The CD is divided into a few of her famous roles, featuring an aria or two from each role as well as several pivotal scenes from the opera. Highlighted roles include Rosina of Il barbiere di Siviglia, Gilda of Rigoletto, Norina of Don Pasquale, and Violetta of La traviata. A few arias are randomly included on the second CD, such as "Vilia", "Dis-moi que je suis belle", and "Cielo! Che diverro?... Ah! Che spiegar."
If this recording's intention was to focus on bel canto repertoire, it has made a grave mistake forgetting Sill's premier roles in Lucia Di Lammermoor, Anna Bolena, Maria Stuarda and Roberto Devereux. What about her excellent interpretation of French repertoire — Manon, Faust, La Fille Du Regiment, or The Tales of Hoffman? What about her world premier role Baby Doe? This is hardly The Best of Beverly Sills.

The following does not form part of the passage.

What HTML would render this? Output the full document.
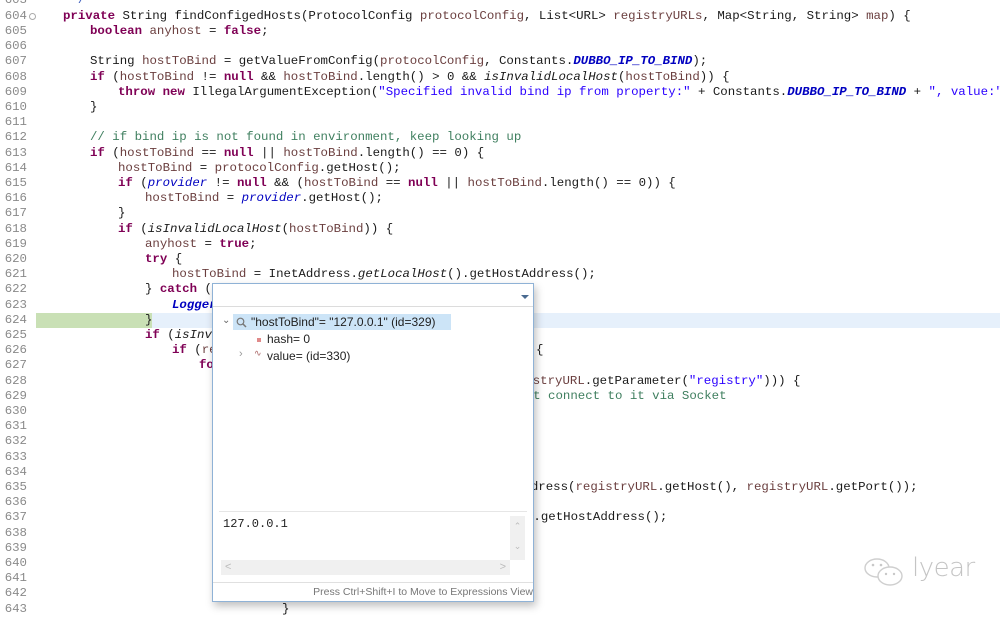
<!DOCTYPE html>
<html><head><meta charset="utf-8"><style>
body{margin:0;width:1000px;height:617px;overflow:hidden;background:#fff;position:relative;font-family:"Liberation Mono",monospace;}
#wrap{position:absolute;left:0;top:0;width:1000px;height:617px;overflow:hidden;}
.ln{position:absolute;left:0;width:27px;text-align:right;font-size:12.4px;color:#8a8a8a;line-height:15px;}
.c{position:absolute;font-size:12.4px;line-height:15px;white-space:pre;color:#1a1a1a;}
.k{color:#7f0055;font-weight:bold}
.s{color:#2a00ff}
.f{color:#0000c0;font-style:italic;font-weight:bold}
.fi{color:#0000c0;font-style:italic}
.v{color:#6a3e3e}
.cm{color:#3f7f5f}
.i{font-style:italic}
.jd{color:#3f5fbf}
#pop{position:absolute;left:212px;top:283px;width:320px;height:317px;border:1px solid #8fb2d6;background:#fff;box-shadow:2px 4px 8px rgba(0,0,0,.25);font-family:"Liberation Sans",sans-serif;font-size:12px;color:#222;}
</style></head><body><div id="wrap">
<div style="position:absolute;left:36px;top:313px;width:116px;height:15px;background:#c9e0b5"></div>
<div style="position:absolute;left:152px;top:313px;width:848px;height:15px;background:#e6f0fb"></div>

<div class="ln" style="top:-7px">603</div>
<div class="ln" style="top:9px">604</div><div style="position:absolute;left:29px;top:13px;width:5px;height:5px;border:1px solid #aaa;border-radius:50%"></div>
<div class="ln" style="top:24px">605</div>
<div class="ln" style="top:39px">606</div>
<div class="ln" style="top:54px">607</div>
<div class="ln" style="top:70px">608</div>
<div class="ln" style="top:85px">609</div>
<div class="ln" style="top:100px">610</div>
<div class="ln" style="top:115px">611</div>
<div class="ln" style="top:130px">612</div>
<div class="ln" style="top:146px">613</div>
<div class="ln" style="top:161px">614</div>
<div class="ln" style="top:176px">615</div>
<div class="ln" style="top:191px">616</div>
<div class="ln" style="top:206px">617</div>
<div class="ln" style="top:222px">618</div>
<div class="ln" style="top:237px">619</div>
<div class="ln" style="top:252px">620</div>
<div class="ln" style="top:267px">621</div>
<div class="ln" style="top:282px">622</div>
<div class="ln" style="top:298px">623</div>
<div class="ln" style="top:313px">624</div>
<div class="ln" style="top:328px">625</div>
<div class="ln" style="top:343px">626</div>
<div class="ln" style="top:358px">627</div>
<div class="ln" style="top:374px">628</div>
<div class="ln" style="top:389px">629</div>
<div class="ln" style="top:404px">630</div>
<div class="ln" style="top:419px">631</div>
<div class="ln" style="top:434px">632</div>
<div class="ln" style="top:450px">633</div>
<div class="ln" style="top:465px">634</div>
<div class="ln" style="top:480px">635</div>
<div class="ln" style="top:495px">636</div>
<div class="ln" style="top:510px">637</div>
<div class="ln" style="top:526px">638</div>
<div class="ln" style="top:541px">639</div>
<div class="ln" style="top:556px">640</div>
<div class="ln" style="top:571px">641</div>
<div class="ln" style="top:586px">642</div>
<div class="ln" style="top:602px">643</div>

<div class="c jd" style="top:-7px;left:63px"> */</div>
<div class="c" style="top:9px;left:63px"><span class="k">private</span> String findConfigedHosts(ProtocolConfig <span class="v">protocolConfig</span>, List&lt;URL&gt; <span class="v">registryURLs</span>, Map&lt;String, String&gt; <span class="v">map</span>) {</div>
<div class="c" style="top:24px;left:90px"><span class="k">boolean</span> <span class="v">anyhost</span> = <span class="k">false</span>;</div>
<div class="c" style="top:54px;left:90px">String <span class="v">hostToBind</span> = getValueFromConfig(<span class="v">protocolConfig</span>, Constants.<span class="f">DUBBO_IP_TO_BIND</span>);</div>
<div class="c" style="top:70px;left:90px"><span class="k">if</span> (<span class="v">hostToBind</span> != <span class="k">null</span> &amp;&amp; <span class="v">hostToBind</span>.length() &gt; 0 &amp;&amp; <span class="i">isInvalidLocalHost</span>(<span class="v">hostToBind</span>)) {</div>
<div class="c" style="top:85px;left:118px"><span class="k">throw</span> <span class="k">new</span> IllegalArgumentException(<span class="s">"Specified invalid bind ip from property:"</span> + Constants.<span class="f">DUBBO_IP_TO_BIND</span> + <span class="s">", value:"</span> + host</div>
<div class="c" style="top:100px;left:90px">}</div>
<div class="c cm" style="top:130px;left:90px">// if bind ip is not found in environment, keep looking up</div>
<div class="c" style="top:146px;left:90px"><span class="k">if</span> (<span class="v">hostToBind</span> == <span class="k">null</span> || <span class="v">hostToBind</span>.length() == 0) {</div>
<div class="c" style="top:161px;left:118px"><span class="v">hostToBind</span> = <span class="v">protocolConfig</span>.getHost();</div>
<div class="c" style="top:176px;left:118px"><span class="k">if</span> (<span class="fi">provider</span> != <span class="k">null</span> &amp;&amp; (<span class="v">hostToBind</span> == <span class="k">null</span> || <span class="v">hostToBind</span>.length() == 0)) {</div>
<div class="c" style="top:191px;left:145px"><span class="v">hostToBind</span> = <span class="fi">provider</span>.getHost();</div>
<div class="c" style="top:206px;left:118px">}</div>
<div class="c" style="top:222px;left:118px"><span class="k">if</span> (<span class="i">isInvalidLocalHost</span>(<span class="v">hostToBind</span>)) {</div>
<div class="c" style="top:237px;left:145px"><span class="v">anyhost</span> = <span class="k">true</span>;</div>
<div class="c" style="top:252px;left:145px"><span class="k">try</span> {</div>
<div class="c" style="top:267px;left:172px"><span class="v">hostToBind</span> = InetAddress.<span class="i">getLocalHost</span>().getHostAddress();</div>
<div class="c" style="top:282px;left:145px">} <span class="k">catch</span> (UnknownHostException <span class="v">e</span>) {</div>
<div class="c" style="top:298px;left:172px"><span class="f">Logger</span>.warn(e.getMessage(), e);</div>
<div class="c" style="top:313px;left:145px">}</div>
<div class="c" style="top:328px;left:145px"><span class="k">if</span> (<span class="i">isInvalidLocalHost</span>(<span class="v">hostToBind</span>)) {</div>
<div class="c" style="top:343px;left:172px"><span class="k">if</span> (<span class="v">registryURLs</span> != null) {</div>
<div class="c" style="top:343px;left:536px">{</div>
<div class="c" style="top:358px;left:199px"><span class="k">for</span> (URL registryURL : registryURLs) {</div>
<div class="c" style="top:374px;left:503px"><span class="v">registryURL</span>.getParameter(<span class="s">"registry"</span>))) {</div>
<div class="c cm" style="top:389px;left:496px">cannot connect to it via Socket</div>
<div class="c" style="top:480px;left:516px">Address(<span class="v">registryURL</span>.getHost(), <span class="v">registryURL</span>.getPort());</div>
<div class="c" style="top:510px;left:526px">).getHostAddress();</div>
<div class="c" style="top:586px;left:279px">}     }</div>
<div class="c" style="top:602px;left:282px">}</div>

<div id="pop">
 <div style="position:absolute;left:0;top:22px;width:320px;height:1px;background:#dcdcdc"></div>
 <div style="position:absolute;left:308px;top:11px;width:0;height:0;border-left:4px solid transparent;border-right:4px solid transparent;border-top:4px solid #4a6a90"></div>
 <div style="position:absolute;left:20px;top:30px;width:218px;height:16px;background:#cce4f7"></div>
 <div style="position:absolute;left:9px;top:31px;color:#666;font-size:10px">&#8964;</div>
 <svg style="position:absolute;left:23px;top:33px" width="11" height="11"><circle cx="4.5" cy="4.5" r="3.3" fill="none" stroke="#777" stroke-width="1.2"/><line x1="7" y1="7" x2="10" y2="10" stroke="#777" stroke-width="1.5"/></svg>
 <div style="position:absolute;left:38px;top:31px">"hostToBind"= "127.0.0.1" (id=329)</div>
 <div style="position:absolute;left:44px;top:54px;width:4px;height:4px;background:#e08a8a"></div>
 <div style="position:absolute;left:54px;top:48px">hash= 0</div>
 <div style="position:absolute;left:26px;top:64px;color:#999;font-size:11px">&#8250;</div>
 <div style="position:absolute;left:41px;top:64px;color:#a66;font-size:9px">&#8767;</div>
 <div style="position:absolute;left:54px;top:65px">value= (id=330)</div>
 <div style="position:absolute;left:6px;top:227px;width:308px;height:1px;background:#e6e6e6"></div>
 <div style="position:absolute;left:10px;top:233px;font-family:'Liberation Mono',monospace;font-size:12px;color:#222">127.0.0.1</div>
 <div style="position:absolute;left:297px;top:232px;width:15px;height:44px;background:#f0f0f0;color:#bbb;font-size:9px;text-align:center;line-height:20px">&#8963;<br>&#8964;</div>
 <div style="position:absolute;left:8px;top:276px;width:289px;height:15px;background:#f0f0f0;color:#bbb;font-size:11px;line-height:15px"><span style="margin-left:4px">&lt;</span><span style="float:right;margin-right:4px">&gt;</span></div>
 <div style="position:absolute;left:0;top:298px;width:320px;height:1px;background:#e0e0e0"></div>
 <div style="position:absolute;right:0;top:302px;font-size:10.5px;color:#777;white-space:nowrap">Press Ctrl+Shift+I to Move to Expressions View</div>
</div>

<svg style="position:absolute;left:862px;top:555px" width="48" height="36"><g fill="none" stroke="#cfcfcf" stroke-width="1.4"><ellipse cx="15" cy="13" rx="12" ry="9"/><ellipse cx="28" cy="21" rx="12" ry="9" fill="#fff"/></g><g fill="#c8c8c8"><circle cx="11" cy="10" r="1.3"/><circle cx="19" cy="10" r="1.3"/><circle cx="24" cy="19" r="1.2"/><circle cx="32" cy="19" r="1.2"/></g></svg>
<div style="position:absolute;left:912px;top:553px;font-family:'DejaVu Sans',sans-serif;font-weight:200;font-size:26px;color:#c4c4c4;letter-spacing:-0.5px">lyear</div>
</div></body></html>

Despite faults in recording choices, Sills still exhibits vocal mastery and sensitive musicianship. The recordings span from 1972-1979, from the height of her career toward retirement. Changes in suppleness of her voice are apparent throughout the disc. Her Rosina and Violetta, recorded in 1975 and 1972 respectively, reveal a silvery line, crystalline tone, appropriate weight of the voice, and masterful phrasing. Her coloratura in "Una voce poco fa" is very impressive, especially when executing scalar runs from a well-endowed chest voice to the stratosphere. Everything from her La traviata excerpts is magnificent, from the buoyant line in "Sempre libre" to her audible distraught phrasing in "Ah! Dite alla giovine."

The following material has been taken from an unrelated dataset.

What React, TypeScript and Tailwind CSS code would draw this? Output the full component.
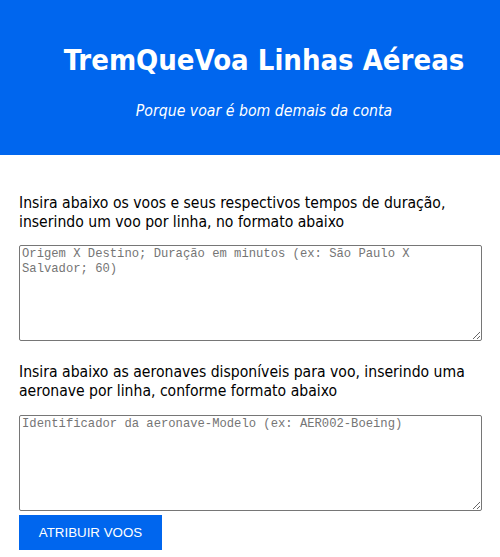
import React from "react";

const App = () => {
  return (
    <div className="w-[500px] min-h-[557px] bg-white font-['DejaVu_Sans_Condensed','DejaVu_Sans',sans-serif] text-black">
      <header className="h-[155px] bg-[#0066ee] pl-[28px] pt-[39px] text-center text-white">
        <h1 className="text-[29px] font-bold leading-[42px]">TremQueVoa Linhas Aéreas</h1>
        <p className="mt-[20px] text-[15.7px] italic leading-[19px]">Porque voar é bom demais da conta</p>
      </header>

      <main className="flex flex-col px-[19px] pt-[39px]">
        <p className="text-[15.6px] leading-[19px]">
          Insira abaixo os voos e seus respectivos tempos de duração, inserindo um voo por linha, no formato abaixo
        </p>
        <textarea
          className="mt-[13px] h-[96px] w-[463px] rounded-[2px] border border-[#767676] px-[2px] py-[1px] font-['Liberation_Mono',monospace] text-[12.2px] leading-[15px] placeholder:text-[#757575]"
          placeholder="Origem X Destino; Duração em minutos (ex: São Paulo X Salvador; 60)"
        />
        <p className="mt-[22px] text-[15.6px] leading-[19px]">
          Insira abaixo as aeronaves disponíveis para voo, inserindo uma aeronave por linha, conforme formato abaixo
        </p>
        <textarea
          className="mt-[14px] h-[96px] w-[463px] rounded-[2px] border border-[#767676] px-[2px] py-[1px] font-['Liberation_Mono',monospace] text-[12.2px] leading-[15px] placeholder:text-[#757575]"
          placeholder="Identificador da aeronave-Modelo (ex: AER002-Boeing)"
        />
        <div>
          <button className="mt-[4px] h-[35px] w-[143px] bg-[#0066ee] font-['Liberation_Sans',sans-serif] text-[13.33px] text-white">
            ATRIBUIR VOOS
          </button>
        </div>
      </main>
    </div>
  );
};

export default App;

Recordings from the end of her career reveal reasons why the end was coming. Excerpts from Rigoletto expose a more brittle sound, wider vibrato, and a less brilliant top. However, her "Caro Nome" still stuns the listener with virtuosic trilling, masterful messa di voce, silky lyricism, and impeccable staccato. The vocal weight in this aria brings back memories of an earlier, more youthful Sills, and is entirely appropriate for the role of Gilda. Only in the final cadenza does she punch the coloratura and add too much weight.
There are many compilations of Beverly Sill's best recordings, and this is not one of them. Fortunately, EMI has a previous release entitled The Art of Beverly Sills which features all of her signature arias from the height of her career.